July 3, 2015 By Alusine Sesay

Passengers plying the highways of Sierra Leone have accused security personnel of undermining the fight against the Ebola outbreak, alleging that the latter have resorted to extorting money from drivers and commercial motorbike riders instead of conducting temperature tests on passengers to weed out suspected Ebola cases.

Recent confirmed cases of Ebola have been people who escaped from quarantined homes thus transmitting the disease.

At Mabela, east of Freetown, a pregnant woman left a quarantined home to attend a nearby clinic without being escorted by security men deployed at the home.

According to sources, the husband of the woman in question was admitted at the Hastings treatment centre after he tested positive for Ebola, but that information was never communicated to hospital staff.

As a result, some 38 nurses and 3 medical doctors have been quarantined after they attended to the pregnant woman, who was subsequently referred to the Princess Christian Maternity Hospital (PCMH).

While speaking on Voice of America (VOA) Night Line Africa, Chief Medical Officer, Dr.
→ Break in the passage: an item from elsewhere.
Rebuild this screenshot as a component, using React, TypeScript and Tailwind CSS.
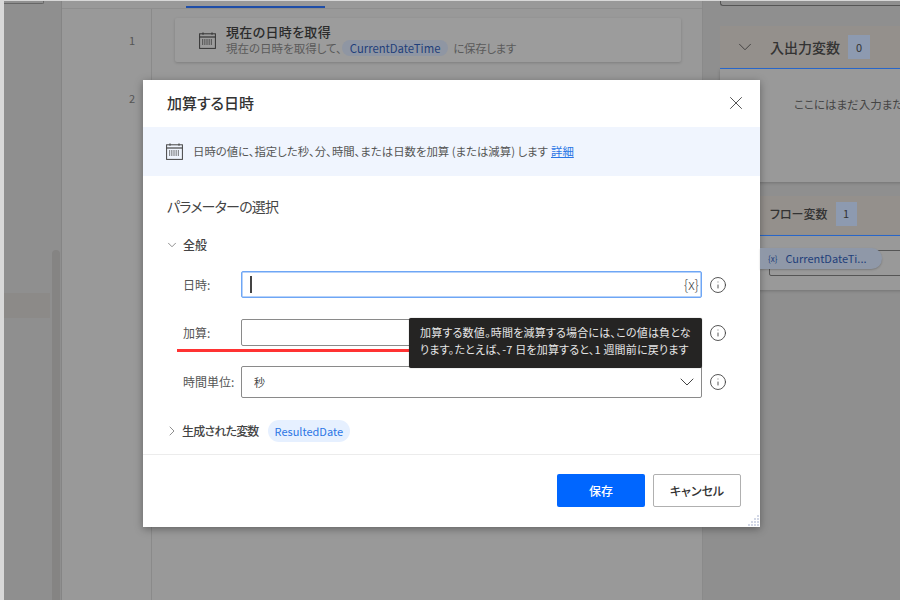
import { ChevronDown, ChevronRight, Info, X } from "lucide-react";

const FONT = "font-['Noto_Sans_CJK_JP','Noto_Sans',sans-serif] [font-feature-settings:'palt']";

function CalendarIcon({ className }: { className?: string }) {
  const dots = [];
  for (let row = 0; row < 3; row++) {
    for (let col = 0; col < 5; col++) {
      dots.push(<rect key={`${row}-${col}`} x={3 + col * 2.2} y={7.4 + row * 2} width="1.2" height="1.2" />);
    }
  }
  return (
    <svg viewBox="0 0 17 17" className={className} fill="none">
      <rect x="0.6" y="1.8" width="15.8" height="14.6" stroke="currentColor" strokeWidth="1" />
      <path d="M0.6 5h15.8" stroke="currentColor" strokeWidth="1.2" />
      <path d="M4 0.4v2.4M13 0.4v2.4" stroke="currentColor" strokeWidth="1" />
      <g fill="currentColor">{dots}</g>
    </svg>
  );
}

function ResizeGrip() {
  const cells = [
    [10, 0], [10, 3], [7, 3], [10, 6], [7, 6], [4, 6], [10, 9], [7, 9], [4, 9], [1, 9],
  ];
  return (
    <svg viewBox="0 0 12 11" className="absolute right-[1px] bottom-[1px] h-[11px] w-[12px]">
      {cells.map(([x, y]) => (
        <rect key={`${x}-${y}`} x={x} y={y} width="2" height="2" fill="#d3d8e6" />
      ))}
    </svg>
  );
}

function InfoButton({ className = "" }: { className?: string }) {
  return (
    <span className={`ml-[7px] flex w-[18px] shrink-0 justify-center text-[#444] ${className}`}>
      <Info size={18} strokeWidth={1.2} />
    </span>
  );
}

function FieldLabel({ children }: { children: string }) {
  return <span className="w-[98px] shrink-0 pl-[40px] text-[12px] text-[#555]">{children}</span>;
}

function LeftPanel() {
  return (
    <div className="flex w-[58px] shrink-0 flex-col border-r border-[#858585] bg-[#8f8f8f]">
      <div className="h-[3px] w-[40px] rounded-br-[2px] border-r border-b border-[#666]" />
      <div className="mt-[289px] flex grow">
        <div className="h-[25px] w-[46px] bg-[#8c8a88]" />
        <div className="-mt-[43px] ml-[2px] w-[8px] rounded-t-[4px] bg-[#858483]" />
      </div>
    </div>
  );
}

function CenterPanel() {
  return (
    <div className="flex w-[641px] shrink-0 flex-col border-r border-[#8a8a8a] bg-[#999]">
      <div className="h-[8px] border-b border-[#8e8e8e] bg-[#999] pl-[124px]">
        <div className="mt-[5px] h-[2px] w-[139px] bg-[#1f4ea8]" />
      </div>
      <div className="flex grow">
        <div className="w-[90px] shrink-0 border-r border-[#8a8a8a] text-right text-[11px] text-[#555]">
          <div className="mt-[23px] pr-[16px]">1</div>
          <div className="mt-[41px] pr-[16px]">2</div>
        </div>
        <div className="grow pl-[23px]">
          <div className="mt-[9px] flex h-[44px] w-[506px] items-center rounded-[2px] bg-[#9c9c9c] pl-[24px] shadow-[0_1px_3px_rgba(0,0,0,0.18)]">
            <CalendarIcon className="h-[17px] w-[17px] text-[#333]" />
            <div className="ml-[10px] -mt-[2px]">
              <div className="text-[13px] leading-[17px] font-medium tracking-[0.3px] text-[#2b2b2b]">現在の日時を取得</div>
              <div className="flex items-center text-[11.5px] leading-[16px] text-[#5a5a5a]">
                現在の日時を取得して、
                <span className="rounded-full bg-[#8f96a3] px-[8px] text-[11.3px] text-[#1f3f7a]">CurrentDateTime</span>
                <span className="ml-[5px] tracking-[-0.4px]">に保存します</span>
              </div>
            </div>
          </div>
        </div>
      </div>
    </div>
  );
}

function RightPanel() {
  return (
    <div className="grow bg-[#8f8f8f] pl-[17px]">
      <div className="h-[5px] rounded-bl-[3px] border-b border-l border-[#555]" />
      <div className="mt-[20px] flex h-[43px] items-center border-b border-[#2a6ad0] bg-[#94908c] pl-[14px] text-[#333]">
        <ChevronDown size={22} strokeWidth={0.9} />
        <span className="ml-[14px] text-[14px] font-medium">入出力変数</span>
        <span className="ml-[8px] flex h-[24px] w-[22px] items-center justify-center bg-[#8d9ab0] text-[11px]">0</span>
      </div>
      <div className="h-[113px] bg-[#999] pt-[27px] pl-[74px] text-[11.5px] whitespace-nowrap text-[#444] shadow-[0_1px_3px_rgba(0,0,0,0.2)]">
        ここにはまだ入力または
      </div>
      <div className="mt-[14px] flex h-[40px] items-center border-b border-[#2a6ad0] bg-[#94908c] pb-[4px] pl-[50px] text-[#333]">
        <span className="text-[12px] font-medium">フロー変数</span>
        <span className="ml-[8px] flex h-[24px] w-[21px] items-center justify-center bg-[#8d9ab0] text-[11px]">1</span>
      </div>
      <div className="h-[54px] bg-[#999] pt-[14px] pr-[1px] pl-[49px] shadow-[0_1px_3px_rgba(0,0,0,0.2)]">
        <div className="h-[26px] rounded-[2px] border border-[#555] bg-[#999]" />
      </div>
    </div>
  );
}

function Dialog() {
  return (
    <div className="absolute top-[80px] left-[143px] h-[447px] w-[617px] bg-white text-[#333] shadow-[0_2px_8px_rgba(0,0,0,0.35)]">
      <div className="flex h-[47px] items-center justify-between pr-[13px] pl-[24px]">
        <span className="text-[15px] font-medium">加算する日時</span>
        <X size={22} strokeWidth={1} className="-mt-[2px] text-[#444]" />
      </div>
      <div className="flex h-[49px] items-center bg-[#f0f5fe] pl-[23px] text-[11.4px] text-[#555]">
        <CalendarIcon className="h-[17px] w-[17px] text-[#444]" />
        <span className="ml-[10px]">日時の値に、指定した秒、分、時間、または日数を加算 (または減算) します</span>
        <span className="ml-[3px] text-[#2b76e5] underline">詳細</span>
      </div>
      <div className="mt-[20px] pl-[24px] text-[14px] leading-[20px] tracking-[-0.8px] text-[#444]">パラメーターの選択</div>
      <div className="mt-[20px] flex items-center pl-[22px]">
        <ChevronDown size={14} strokeWidth={1.25} className="text-[#666]" />
        <span className="ml-[4px] text-[12px] font-medium text-[#444]">全般</span>
      </div>
      <div className="mt-[17px] flex h-[27px] items-center">
        <FieldLabel>日時:</FieldLabel>
        <div className="flex h-full w-[461px] items-center justify-between rounded-[2px] border border-[#6ea6f5] pr-[2px] pl-[8px] shadow-[inset_0_0_0_0.5px_#6ea6f5]">
          <span className="h-[17px] w-[1.5px] bg-[#444]" />
          <span className="text-[14px] font-light text-[#444]">{"{x}"}</span>
        </div>
        <InfoButton className="mt-[1px]" />
      </div>
      <div className="relative mt-[21px] flex h-[27px] items-center">
        <FieldLabel>加算:</FieldLabel>
        <div className="h-full w-[461px] rounded-[2px] border border-[#8a8a8a]" />
        <InfoButton className="mt-[1px]" />
        <div className="absolute top-[30px] left-[34px] h-[3px] w-[232px] bg-[#ff3333]" />
        <div className="absolute top-[-1px] left-[266px] h-[50px] w-[293px] rounded-[2px] bg-[#252423] pt-[6px] pl-[11px] text-[11px] leading-[17px] tracking-[0.2px] whitespace-nowrap text-[#e6e6e6] shadow-[0_0_1px_rgba(0,0,0,0.6)]">
          <div>加算する数値。時間を減算する場合には、この値は負とな</div>
          <div>ります。たとえば、-7 日を加算すると、1 週間前に戻ります</div>
        </div>
      </div>
      <div className="mt-[20px] flex h-[32px] items-center">
        <FieldLabel>時間単位:</FieldLabel>
        <div className="flex h-full w-[461px] items-center justify-between rounded-[2px] border border-[#8a8a8a] pr-[2px] pl-[12px]">
          <span className="text-[11px] text-[#444]">秒</span>
          <ChevronDown size={24} strokeWidth={1} className="text-[#444]" />
        </div>
        <InfoButton className="-mt-[1px]" />
      </div>
      <div className="mt-[22px] flex items-center pl-[21px]">
        <ChevronRight size={16} strokeWidth={1.1} className="text-[#666]" />
        <span className="ml-[2px] text-[12px] font-medium tracking-[-0.8px] text-[#444]">生成された変数</span>
        <span className="ml-[9px] flex h-[22px] items-center rounded-full bg-[#e6f0ff] px-[7px] text-[11px] text-[#2b76e5]">
          ResultedDate
        </span>
      </div>
      <div className="mt-[12px] border-t border-[#ececec]" />
      <div className="mt-[19px] flex justify-end gap-[8px] pr-[19px]">
        <button className="h-[33px] w-[88px] rounded-[2px] bg-[#0066ff] text-[12px] font-medium text-white">保存</button>
        <button className="h-[33px] w-[88px] rounded-[2px] border-[1.5px] border-[#b0b0b0] bg-white text-[12px] font-medium text-[#333]">
          キャンセル
        </button>
      </div>
      <ResizeGrip />
    </div>
  );
}

export default function App() {
  return (
    <div className={`relative h-[600px] w-[900px] overflow-hidden bg-[#d8d8d8] pt-[1px] pl-[4px] ${FONT}`}>
      <div className="flex h-full">
        <LeftPanel />
        <CenterPanel />
        <RightPanel />
      </div>
      <Dialog />
      <div className="absolute top-[248px] left-[760px] flex h-[21px] w-[122px] items-center rounded-r-full bg-[#8f98a8] pl-[8px] text-[11px] text-[#1f3f7a] shadow-[0_1px_2px_rgba(0,0,0,0.2)]">
        <span className="text-[8px]">{"{x}"}</span>
        <span className="ml-[8px]">CurrentDateTi...</span>
      </div>
    </div>
  );
}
Brima Kargbo, noted that most of the recorded cases in Port Loko and Kambia districts are people who had escaped from quarantined homes and those who participated in secret burials.

The concerned passengers, however, blamed the recent spike in new Ebola cases on the security sector, as they accused them of absolute neglect of their duty for allowing people in quarantined homes to escape.

A passenger who travelled from Freetown to Kailahun, Mohamed Kanneh, told Concord Times that among all the checkpoints along the highway, only Mile 38 observes strict security measures and that passengers are not allowed to pass through after 6pm.

He said a cosy relationship exists between commercial drivers and security personnel, and are compromised after receiving some token from drivers.

Between Kenema to Daru, a route predominantly plied by commercial motorbike riders, he said the police and military deployed at checkpoints collect five thousand Leones (Le5,000) from riders as ‘booking fees’ each day to evade security checks.

It could be recalled that some senior officers of the police and military were sacked after they were caught extorting money from passengers at the Bandama checkpoint, very close to Kenema, last year, at a time the town was one of two epicentres of the virus.